● Requirement
Find every line with the word "React" and report how many there are, without any other text.

● Recorded data
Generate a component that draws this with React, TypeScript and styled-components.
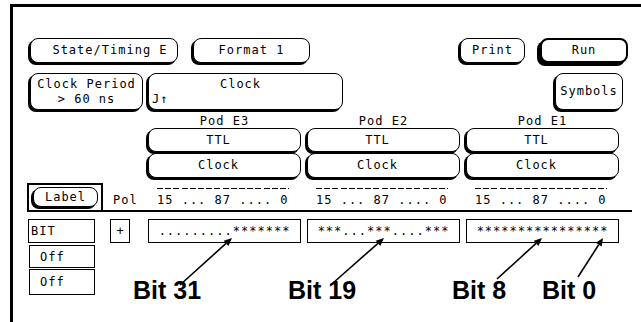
import React from "react";
import styled, { createGlobalStyle } from "styled-components";

const mono = `"DejaVu Sans Mono", "Liberation Mono", monospace`;

const GlobalStyle = createGlobalStyle`
  html, body {
    margin: 0;
    padding: 0;
    background: #fff;
  }
  body {
    font-family: ${mono};
    color: #000;
  }
`;

const Screen = styled.div`
  position: relative;
  width: 641px;
  height: 322px;
  overflow: hidden;
  box-sizing: border-box;
  padding: 4px 0 0 10px;
  background: #fff;
  font-family: ${mono};
  font-size: 12px;
  letter-spacing: 1px;
  color: #000;
`;

const Frame = styled.div`
  box-sizing: border-box;
  height: 100%;
  border-top: 3px solid #000;
  border-left: 3px solid #000;
`;

const Row = styled.div<{ $top: number; $left: number; $h: number }>`
  display: flex;
  align-items: stretch;
  margin-top: ${(p) => p.$top}px;
  margin-left: ${(p) => p.$left}px;
  height: ${(p) => p.$h}px;
`;

// rounded softkey with the heavy left/bottom edge of the analyzer screen
const Key = styled.div<{
  $w?: number;
  $h?: number;
  $ml?: number;
  $heavy?: boolean;
  $pl?: number;
  $pr?: number;
}>`
  box-sizing: border-box;
  width: ${(p) => (p.$w ? `${p.$w}px` : "auto")};
  height: ${(p) => (p.$h ? `${p.$h}px` : "auto")};
  margin-left: ${(p) => p.$ml ?? 0}px;
  border: ${(p) => (p.$heavy ? 2 : 1)}px solid #000;
  border-radius: 8px;
  box-shadow: ${(p) => (p.$heavy ? "-3px 3px 0 #000" : "-2px 2px 0 #000")};
  background: #fff;
  display: flex;
  flex-direction: column;
  align-items: center;
  justify-content: center;
  padding: 0 ${(p) => p.$pr ?? 0}px 0 ${(p) => p.$pl ?? 0}px;
  line-height: 15px;
  white-space: pre;
`;

const KeyLine = styled.div<{ $align?: "left" | "center"; $pad?: number }>`
  align-self: stretch;
  text-align: ${(p) => p.$align ?? "center"};
  padding: 0 ${(p) => (p.$align === "left" ? 0 : p.$pad ?? 0)}px 0
    ${(p) => (p.$align === "left" ? p.$pad ?? 0 : 0)}px;
`;

const PodGrid = styled.div<{ $top: number; $h: number }>`
  display: grid;
  grid-template-columns: repeat(3, 153px);
  column-gap: 6px;
  margin-top: ${(p) => p.$top}px;
  margin-left: 135px;
  height: ${(p) => p.$h}px;
`;

const PodName = styled.div`
  text-align: center;
  padding-top: 4px;
  line-height: 14px;
`;

const FieldHeader = styled.div`
  display: flex;
  width: 605px;
  height: 27px;
  margin: 5px 0 0 14px;
  border-bottom: 2px solid #000;
`;

const LabelBox = styled.div`
  box-sizing: border-box;
  width: 76px;
  border: 2px solid #000;
  border-bottom: none;
  padding: 2px 0 0 4px;
`;

const Pol = styled.div`
  width: 35px;
  margin-left: 10px;
  align-self: flex-end;
  padding-bottom: 3px;
  line-height: 14px;
`;

const RangeGrid = styled.div`
  display: grid;
  grid-template-columns: repeat(3, 153px);
  column-gap: 6px;
`;

const RangeCell = styled.div`
  display: flex;
  flex-direction: column;
  justify-content: flex-end;
  padding: 0 0 3px 9px;
`;

const Dashes = styled.div`
  width: 132px;
  height: 1px;
  margin-bottom: 4px;
  background: repeating-linear-gradient(
    to right,
    #000 0 6px,
    transparent 6px 8.2px
  );
`;

const RangeText = styled.div`
  line-height: 14px;
  white-space: pre;
`;

const Lower = styled.div`
  display: flex;
  margin: 7px 0 0 15px;
`;

const Side = styled.div`
  display: flex;
  flex-direction: column;
  width: 67px;
`;

const Cell = styled.div<{ $h: number; $mt?: number; $ml?: number; $indent: number }>`
  box-sizing: border-box;
  height: ${(p) => p.$h}px;
  margin-top: ${(p) => p.$mt ?? 0}px;
  margin-left: ${(p) => p.$ml ?? 0}px;
  border: 1px solid #000;
  padding-left: ${(p) => p.$indent}px;
  display: flex;
  align-items: center;
  line-height: 14px;
`;

const Main = styled.div`
  display: flex;
  flex-direction: column;
  margin-left: 15px;
`;

const PatternRow = styled.div`
  display: flex;
  height: 24px;
`;

const PlusBox = styled.div`
  box-sizing: border-box;
  width: 20px;
  border: 1px solid #000;
  display: flex;
  align-items: center;
  justify-content: center;
  letter-spacing: 0;
`;

const PatternGrid = styled.div`
  display: grid;
  grid-template-columns: repeat(3, 153px);
  column-gap: 6px;
  margin-left: 18px;
`;

const PatternBox = styled.div`
  box-sizing: border-box;
  border: 1px solid #000;
  display: flex;
  align-items: center;
  justify-content: center;
  white-space: pre;
  line-height: 14px;
`;

const Star = styled.span`
  vertical-align: -2px;
`;

const Callouts = styled.div`
  display: flex;
  margin: 35px 0 0 23px;
`;

const Callout = styled.div<{ $w?: number }>`
  width: ${(p) => (p.$w ? `${p.$w}px` : "auto")};
  flex: none;
  font-family: "Liberation Sans", Arial, sans-serif;
  font-weight: bold;
  font-size: 25px;
  line-height: 25px;
  letter-spacing: 0;
`;

const Overlay = styled.svg`
  position: absolute;
  left: 0;
  top: 0;
  pointer-events: none;
`;

const Pattern: React.FC<{ bits: string }> = ({ bits }) => (
  <PatternBox>
    {bits.split("").map((c, i) => (c === "*" ? <Star key={i}>*</Star> : c))}
  </PatternBox>
);

interface ArrowProps {
  x1: number;
  y1: number;
  x2: number;
  y2: number;
}

const Arrow: React.FC<ArrowProps> = ({ x1, y1, x2, y2 }) => {
  const dx = x2 - x1;
  const dy = y2 - y1;
  const len = Math.hypot(dx, dy);
  const ux = dx / len;
  const uy = dy / len;
  const bx = x2 - ux * 8;
  const by = y2 - uy * 8;
  const nx = -uy * 3.5;
  const ny = ux * 3.5;
  return (
    <g>
      <line x1={x1} y1={y1} x2={bx} y2={by} stroke="#000" strokeWidth={1.6} />
      <polygon
        points={`${x2},${y2} ${bx + nx},${by + ny} ${bx - nx},${by - ny}`}
        fill="#000"
      />
    </g>
  );
};

const pods = ["Pod E3", "Pod E2", "Pod E1"];
const patterns = [".........*******", "***...***....***", "****************"];

const arrows: ArrowProps[] = [
  { x1: 180, y1: 285, x2: 232, y2: 238 },
  { x1: 333, y1: 283, x2: 384, y2: 238 },
  { x1: 497, y1: 279, x2: 542, y2: 238 },
  { x1: 578, y1: 277, x2: 603, y2: 238 },
];

export default function App() {
  return (
    <>
      <GlobalStyle />
      <Screen>
        <Frame>
          <Row $top={31} $left={17} $h={25}>
            <Key $w={148} $pl={12}>State/Timing E</Key>
            <Key $w={117} $ml={15}>Format 1</Key>
            <Key $w={65} $ml={150}>Print</Key>
            <Key $w={88} $ml={15} $heavy>
              Run
            </Key>
          </Row>

          <Row $top={10} $left={17} $h={37}>
            <Key $w={113}>
              <KeyLine>Clock Period</KeyLine>
              <KeyLine>&gt; 60 ns</KeyLine>
            </Key>
            <Key $w={195} $ml={5}>
              <KeyLine $pad={10}>Clock</KeyLine>
              <KeyLine $align="left" $pad={3}>
                J↑
              </KeyLine>
            </Key>
            <Key $w={68} $ml={212}>Symbols</Key>
          </Row>

          <PodGrid $top={0} $h={18}>
            {pods.map((p) => (
              <PodName key={p}>{p}</PodName>
            ))}
          </PodGrid>
          <PodGrid $top={0} $h={24}>
            {pods.map((p) => (
              <Key key={p} $pr={12}>TTL</Key>
            ))}
          </PodGrid>
          <PodGrid $top={1} $h={25}>
            {pods.map((p) => (
              <Key key={p} $pr={12}>Clock</Key>
            ))}
          </PodGrid>

          <FieldHeader>
            <LabelBox>
              <Key $w={65} $h={20}>Label</Key>
            </LabelBox>
            <Pol>Pol</Pol>
            <RangeGrid>
              {pods.map((p) => (
                <RangeCell key={p}>
                  <Dashes />
                  <RangeText>15 ... 87 .... 0</RangeText>
                </RangeCell>
              ))}
            </RangeGrid>
          </FieldHeader>

          <Lower>
            <Side>
              <Cell $h={24} $indent={2}>BIT</Cell>
              <Cell $h={23} $mt={2} $ml={1} $indent={10}>Off</Cell>
              <Cell $h={26} $mt={1} $ml={1} $indent={10}>Off</Cell>
            </Side>
            <Main>
              <PatternRow>
                <PlusBox>+</PlusBox>
                <PatternGrid>
                  {patterns.map((b) => (
                    <Pattern key={b} bits={b} />
                  ))}
                </PatternGrid>
              </PatternRow>
              <Callouts>
                <Callout $w={155}>Bit 31</Callout>
                <Callout $w={164}>Bit 19</Callout>
                <Callout $w={90}>Bit 8</Callout>
                <Callout>Bit 0</Callout>
              </Callouts>
            </Main>
          </Lower>
        </Frame>

        <Overlay width={641} height={322} viewBox="0 0 641 322">
          {arrows.map((a, i) => (
            <Arrow key={i} {...a} />
          ))}
        </Overlay>
      </Screen>
    </>
  );
}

● Complete response
4